Stephanie Das (author) from Miami, US on February 25, 2012:
That is an awesome question, though I'm not sure I have an answer for you. I have always found my info from books and magazines, so I don't know much about the online astronomy world. If you could find that information anywhere, ti would be on the NASA website, though. Seems like a pretty difficult thing to figure out, as scientists still haven't mapped out all of the universe. Write bac if you figure something out!

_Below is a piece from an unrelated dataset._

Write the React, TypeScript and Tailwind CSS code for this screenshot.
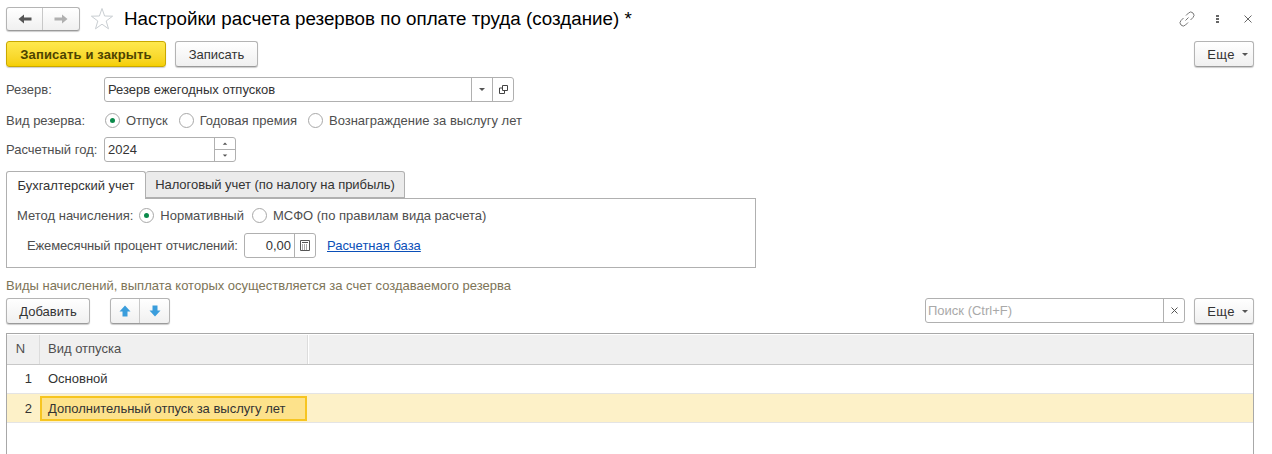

ASTRADEVA on February 20, 2012:
what can you tell me of the timelines of the epochs of time, i.e. where we were in the galaxy at a certain (earth)time, is there a web address concerning this topic,
Stephanie Das (author) from Miami, US on January 22, 2012:
So true! We owe it to our ancestors that we have been able to advance as far as we have, and every day we lay the foundation for the future, whether they be positive or negative. What a great comment!
Carinae Majoris from London, United Kingdom on January 13, 2012:
This is the testament to human thought. Humans never come up with the correct theory straight away, but after years and years of careful deliberation, we can now conclude we are part of a heliocentric model. Brilliant!
Stephanie Das (author) from Miami, US on September 28, 2011:
I know, you look at the evidence they had and it's like, "Wow, this guy was a genius!". I think its incredible when someone can come up with something that everyone else thinks is foolish and promote it, like Copernicus and Galileo did.
Christopher Wanamaker from Arizona on September 28, 2011:
It's really amazing to think about these scientists and the things they were able to come up with using only primitive instruments and observation. I love ready about this stuff.